The spirit of Chopin infused the 24 bars of Aveu which found the interpreter injecting a healthy dose of rubato throughout, accompanied by a restrained dynamic range: a very private confession, then. Subtlety infused the Promenade as well, the ‘small’ notes articulated with excellent reserve and the large-reach chords starting 22 bars from the end worked particularly well.
Then came the rush through Pause with an almost invisible blip in the third last bar, and we were into the anti-Philistine Davidsbündler Marche, Schumann’s anticipation of Moomba (I wish) and one which brought a willing response from Farid whose 9th-stretch right-hand chords made for enviable listening. Like many a player before (and probably after) him, this executant found the going boggy in that stage where Schumann repeats his Theme du XVIIième siècle in the bass. But so much of this powerful grind-’em-into-the-dust finale was successful, Farid surfing across the various changes of scene with no pause for breath, climaxing in a rousing stretto.
It wasn’t the Carnaval of your dreams, probably because the performer took the whole thing very seriously. Much was made before and after this reading of Schumann’s intention to depict a party, which is quite right.

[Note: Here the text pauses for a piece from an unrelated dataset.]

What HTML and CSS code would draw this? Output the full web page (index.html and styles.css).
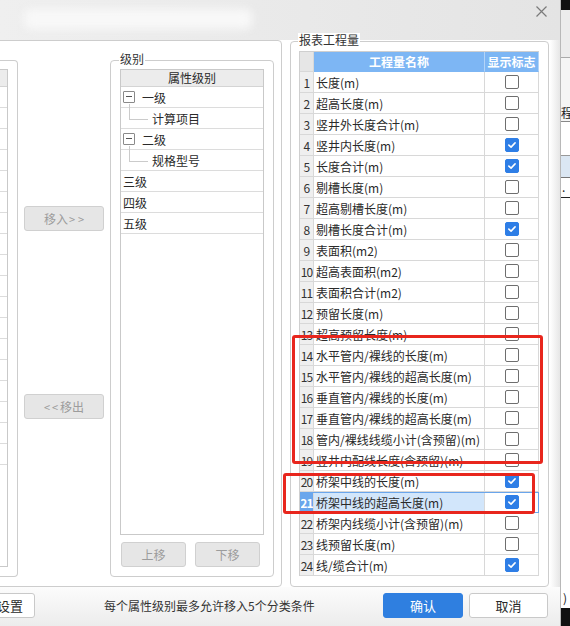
FILE: index.html
```html
<!DOCTYPE html>
<html lang="zh">
<head>
<meta charset="utf-8">
<title>报表工程量设置</title>
<link rel="stylesheet" href="styles.css">
</head>
<body>
<div class="screen">
  <div class="dialog">
    <div class="titlebar">
      <div class="blur"></div>
      <svg class="close" viewBox="0 0 11 11"><path d="M0.5 0.5 L10.5 10.5 M10.5 0.5 L0.5 10.5" stroke="#7a7a7a" stroke-width="1.2" fill="none"/></svg>
    </div>
    <div class="main">
      <div class="left-panel">
        <div class="group src">
          <div class="list src-list">
            <div class="lhead"></div>
            <div class="lrow"></div><div class="lrow"></div><div class="lrow"></div>
            <div class="lrow"></div><div class="lrow"></div><div class="lrow"></div>
            <div class="lrow"></div><div class="lrow"></div><div class="lrow"></div>
            <div class="lrow"></div><div class="lrow"></div><div class="lrow"></div>
            <div class="lrow"></div><div class="lrow"></div><div class="lrow"></div>
            <div class="lrow"></div><div class="lrow"></div><div class="lrow"></div>
          </div>
        </div>
        <div class="mid">
          <button class="btn">移入<span class="arr after">&gt;&gt;</span></button>
          <button class="btn"><span class="arr before">&lt;&lt;</span>移出</button>
        </div>
        <div class="group level">
          <span class="gtitle">级别</span>
          <div class="list level-list">
            <div class="lhead">属性级别</div>
            <div class="lrow"><span class="tog"></span><span class="node">一级</span></div>
            <div class="lrow child">计算项目</div>
            <div class="lrow"><span class="tog"></span><span class="node">二级</span></div>
            <div class="lrow child">规格型号</div>
            <div class="lrow">三级</div>
            <div class="lrow">四级</div>
            <div class="lrow">五级</div>
          </div>
          <div class="btnrow">
            <button class="btn">上移</button>
            <button class="btn">下移</button>
          </div>
        </div>
      </div>
      <div class="group report">
        <span class="gtitle">报表工程量</span>
        <div class="tbl">
          <div class="tr thead"><div class="num"></div><div class="th">工程量名称</div><div class="th">显示标志</div></div>
          <div class="tr"><div class="num">1</div><div class="name">长度(m)</div><div class="chk"><span class="cb"></span></div></div>
          <div class="tr"><div class="num">2</div><div class="name">超高长度(m)</div><div class="chk"><span class="cb"></span></div></div>
          <div class="tr"><div class="num">3</div><div class="name">竖井外长度合计(m)</div><div class="chk"><span class="cb"></span></div></div>
          <div class="tr"><div class="num">4</div><div class="name">竖井内长度(m)</div><div class="chk"><span class="cb on"><svg viewBox="0 0 14 14"><path d="M3.3 7.1 L5.9 9.5 L10.6 4.5"/></svg></span></div></div>
          <div class="tr"><div class="num">5</div><div class="name">长度合计(m)</div><div class="chk"><span class="cb on"><svg viewBox="0 0 14 14"><path d="M3.3 7.1 L5.9 9.5 L10.6 4.5"/></svg></span></div></div>
          <div class="tr"><div class="num">6</div><div class="name">剔槽长度(m)</div><div class="chk"><span class="cb"></span></div></div>
          <div class="tr"><div class="num">7</div><div class="name">超高剔槽长度(m)</div><div class="chk"><span class="cb"></span></div></div>
          <div class="tr"><div class="num">8</div><div class="name">剔槽长度合计(m)</div><div class="chk"><span class="cb on"><svg viewBox="0 0 14 14"><path d="M3.3 7.1 L5.9 9.5 L10.6 4.5"/></svg></span></div></div>
          <div class="tr"><div class="num">9</div><div class="name">表面积(m2)</div><div class="chk"><span class="cb"></span></div></div>
          <div class="tr"><div class="num">10</div><div class="name">超高表面积(m2)</div><div class="chk"><span class="cb"></span></div></div>
          <div class="tr"><div class="num">11</div><div class="name">表面积合计(m2)</div><div class="chk"><span class="cb"></span></div></div>
          <div class="tr"><div class="num">12</div><div class="name">预留长度(m)</div><div class="chk"><span class="cb"></span></div></div>
          <div class="tr"><div class="num">13</div><div class="name">超高预留长度(m)</div><div class="chk"><span class="cb"></span></div></div>
          <div class="tr"><div class="num">14</div><div class="name">水平管内/裸线的长度(m)</div><div class="chk"><span class="cb"></span></div></div>
          <div class="tr"><div class="num">15</div><div class="name">水平管内/裸线的超高长度(m)</div><div class="chk"><span class="cb"></span></div></div>
          <div class="tr"><div class="num">16</div><div class="name">垂直管内/裸线的长度(m)</div><div class="chk"><span class="cb"></span></div></div>
          <div class="tr"><div class="num">17</div><div class="name">垂直管内/裸线的超高长度(m)</div><div class="chk"><span class="cb"></span></div></div>
          <div class="tr"><div class="num">18</div><div class="name">管内/裸线线缆小计(含预留)(m)</div><div class="chk"><span class="cb"></span></div></div>
          <div class="tr"><div class="num">19</div><div class="name">竖井内配线长度(含预留)(m)</div><div class="chk"><span class="cb"></span></div></div>
          <div class="tr"><div class="num">20</div><div class="name">桥架中线的长度(m)</div><div class="chk"><span class="cb on"><svg viewBox="0 0 14 14"><path d="M3.3 7.1 L5.9 9.5 L10.6 4.5"/></svg></span></div></div>
          <div class="tr sel"><div class="num">21</div><div class="name">桥架中线的超高长度(m)</div><div class="chk"><span class="cb on"><svg viewBox="0 0 14 14"><path d="M3.3 7.1 L5.9 9.5 L10.6 4.5"/></svg></span></div></div>
          <div class="tr"><div class="num">22</div><div class="name">桥架内线缆小计(含预留)(m)</div><div class="chk"><span class="cb"></span></div></div>
          <div class="tr"><div class="num">23</div><div class="name">线预留长度(m)</div><div class="chk"><span class="cb"></span></div></div>
          <div class="tr"><div class="num">24</div><div class="name">线/缆合计(m)</div><div class="chk"><span class="cb on"><svg viewBox="0 0 14 14"><path d="M3.3 7.1 L5.9 9.5 L10.6 4.5"/></svg></span></div></div>
        </div>
      </div>
    </div>
    <div class="footer">
      <button class="fbtn set">设置</button>
      <span class="tip">每个属性级别最多允许移入5个分类条件</span>
      <button class="fbtn ok">确认</button>
      <button class="fbtn cancel">取消</button>
    </div>
  </div>
  <div class="bgwin">
    <div class="bw-black"></div>
    <div class="bw-gray"></div>
    <div class="bw-a">程</div>
    <div class="bw-w"></div>
    <div class="bw-blue"></div>
    <div class="bw-t">.</div>
    <div class="bw-fill"></div>
    <div class="bw-end">)</div>
    <div class="bw-black2"></div>
  </div>
  <div class="mark mark1"></div>
  <div class="mark mark2"></div>
</div>
</body>
</html>
```

FILE: styles.css
```css
* { box-sizing: border-box; }
html, body { margin: 0; padding: 0; }
body {
  width: 570px;
  height: 626px;
  overflow: hidden;
  font-family: "Noto Sans CJK SC", "Noto Sans", sans-serif;
  font-size: 12px;
  color: #2a2a2a;
}
.screen {
  position: relative;
  display: flex;
  width: 570px;
  height: 626px;
  overflow: hidden;
  background: #e6e6e6;
}
.dialog {
  width: 560px;
  flex: none;
  display: flex;
  flex-direction: column;
  overflow: hidden;
  background: linear-gradient(to right, #fff 550px, #e6e6e6 560px);
}

/* title bar */
.titlebar {
  height: 40px;
  flex: none;
  display: flex;
  align-items: flex-start;
  background: linear-gradient(to right, #efefef, #e4e4e4);
}
.blur {
  margin: 9px 0 0 24px;
  width: 228px;
  height: 20px;
  background: #f8f8f8;
  border-radius: 6px;
  filter: blur(4px);
}
.close {
  margin: 6px 13px 0 auto;
  width: 11px;
  height: 11px;
}

/* main area */
.main {
  height: 547px;
  flex: none;
  display: flex;
  align-items: flex-start;
}
.left-panel {
  margin-left: -10px;
  width: 292px;
  height: 547px;
  flex: none;
  border: 1px solid #cdcdcd;
  border-radius: 0 4px 4px 0;
  padding-top: 19px;
  display: flex;
  align-items: flex-start;
  background: #fff;
}
.group {
  position: relative;
  flex: none;
  border: 1px solid #cdcdcd;
  border-radius: 4px;
  background: #fff;
}
.gtitle {
  position: absolute;
  top: -9px;
  left: 8px;
  padding: 0 1px;
  line-height: 14px;
  background: #fff;
  color: #333;
}
.src {
  width: 27px;
  height: 517px;
  padding: 8px 9px 0 0;
  border-left: none;
  border-radius: 0 4px 4px 0;
}
.list {
  border: 1px solid #c9c9c9;
  background: #fff;
}
.src-list { height: 498px; }
.lhead {
  height: 17px;
  background: #ececec;
  border-bottom: 1px solid #d4d4d4;
  text-align: center;
  line-height: 16px;
}
.lrow {
  position: relative;
  height: 21px;
  border-bottom: 1px solid #dcdcdc;
  display: flex;
  align-items: center;
  padding-left: 2px;
  white-space: nowrap;
}
.tog {
  position: relative;
  width: 12px;
  height: 12px;
  border: 1px solid #8a8a8a;
  border-radius: 1px;
  flex: none;
}
.tog::after {
  content: "";
  position: absolute;
  left: 2px;
  top: 4px;
  width: 6px;
  height: 1px;
  background: #555;
}
.node { margin-left: 7px; }
.lrow.child { padding-left: 31px; }
.lrow.child::before {
  content: "";
  position: absolute;
  left: 8px;
  top: -4px;
  width: 18px;
  height: 15px;
  border-left: 1px solid #cbcbcb;
  border-bottom: 1px solid #cbcbcb;
}

.mid {
  width: 80px;
  margin-left: 6px;
  flex: none;
  display: flex;
  flex-direction: column;
  padding-top: 146px;
  gap: 163px;
}
.btn {
  height: 25px;
  border: 1px solid #d0d0d0;
  border-radius: 3px;
  background: #e6e6e6;
  color: #9c9c9c;
  font: inherit;
  padding: 0;
}
.arr { font-size: 11px; }
.arr.after { margin-left: 1px; letter-spacing: 3px; margin-right: -3px; }
.arr.before { letter-spacing: 2px; }

.level {
  margin-left: 6px;
  width: 164px;
  height: 517px;
  padding: 8px 9px 0 9px;
}
.level-list { height: 466px; }
.btnrow {
  display: flex;
  gap: 9px;
  margin-top: 7px;
  padding-left: 1px;
}
.btnrow .btn { width: 65px; }

/* report group */
.report {
  margin-left: 8px;
  margin-top: 1px;
  width: 259px;
  height: 546px;
  padding: 9px 9px 0 8px;
}
.report .gtitle { left: 7px; }
.tbl {
  width: 240px;
  border-top: 1px solid #cfcfcf;
  border-left: 1px solid #cfcfcf;
}
.tr {
  display: grid;
  grid-template-columns: 14px 171px 54px;
  height: 21px;
}
.tr.thead { height: 20px; }
.tr > div {
  border-right: 1px solid #d8d8d8;
  border-bottom: 1px solid #d8d8d8;
  display: flex;
  align-items: center;
  overflow: visible;
}
.num {
  justify-content: center;
  background: #efefef;
  letter-spacing: -0.8px;
  white-space: nowrap;
  color: #333;
}
.thead .num { background: #e6e6e6; }
.tr > .th {
  background: #7db6f4;
  color: #fff;
  font-weight: bold;
  justify-content: center;
  border-right-color: #b3d4f8;
  border-bottom-color: #7db6f4;
  white-space: nowrap;
}
.name {
  padding-left: 2px;
  white-space: nowrap;
}
.chk { justify-content: center; }
.cb {
  width: 14px;
  height: 14px;
  border: 1px solid #6e6e6e;
  border-radius: 2px;
  background: #fff;
}
.cb.on {
  background: #2e7ee6;
  border-color: #2e7ee6;
  display: flex;
}
.cb svg {
  width: 12px;
  height: 12px;
}
.cb svg path {
  fill: none;
  stroke: #fff;
  stroke-width: 1.8;
  stroke-linecap: round;
  stroke-linejoin: round;
}
.tr.sel {
  outline: 1px solid #6aa6ec;
  outline-offset: -1px;
  position: relative;
}
.tr.sel > .num {
  background: #6aa6ec;
  color: #fff;
  font-weight: bold;
}
.tr.sel > .name { background: #d2e6fb; }

/* footer */
.footer {
  height: 39px;
  flex: none;
  display: flex;
  align-items: flex-start;
  padding-top: 6px;
  background: linear-gradient(#fcfcfc, #ececec);
}
.fbtn {
  height: 25px;
  border: 1px solid #c9c9c9;
  border-radius: 3px;
  background: #fff;
  font: inherit;
  color: #2a2a2a;
  padding: 0;
}
.set { margin-left: -15px; width: 50px; font-size: 13px; }
.tip {
  margin-left: 69px;
  line-height: 25px;
  color: #333;
  white-space: nowrap;
}
.ok {
  margin-left: auto;
  width: 80px;
  background: #2f7fe0;
  border-color: #2f7fe0;
  color: #fff;
  font-size: 13px;
}
.cancel {
  margin-left: 6px;
  margin-right: 12px;
  width: 79px;
  font-size: 13px;
}

/* background window strip */
.bgwin {
  width: 10px;
  flex: none;
  display: flex;
  flex-direction: column;
  border-left: 1px solid #b8b8b8;
  background: #fff;
  overflow: hidden;
  font-size: 12px;
  white-space: nowrap;
  color: #222;
}
.bw-black { height: 10px; background: #111; }
.bw-gray { height: 48px; background: #ececec; border-bottom: 1px solid #aaa; }
.bw-a {
  height: 64px;
  background: #f5f5f5;
  border-bottom: 1px solid #888;
  display: flex;
  align-items: flex-end;
  padding-bottom: 1px;
  line-height: 14px;
}
.bw-w { height: 34px; border-bottom: 1px solid #999; }
.bw-blue { height: 22px; background: #dbe7f3; border-bottom: 1px solid #777; }
.bw-t { height: 20px; line-height: 18px; padding-left: 1px; border-bottom: 1px solid #222; }
.bw-fill { flex: 1; }
.bw-end { height: 18px; line-height: 16px; padding-left: 2px; }
.bw-black2 { height: 18px; background: #111; }

/* annotation marks */
.mark {
  position: absolute;
  border: 3px solid #e8261d;
  border-radius: 3px;
}
.mark1 { left: 292px; top: 335px; width: 251px; height: 129px; }
.mark2 { left: 283px; top: 473px; width: 252px; height: 41px; }
```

But it’s not meant to be a bierfest; rather, a congregation of high spirits and no little wit. Even that concluding march-waltz shouldn’t sound as though it belongs in a Munich hofbräu but has to glitter, if not necessarily be gay. For all that, Farid came to the centre of the composer’s world much more often than he missed it: a fine accomplishment with great promise – surprisingly, one of the very few times I’ve heard this artist play solo.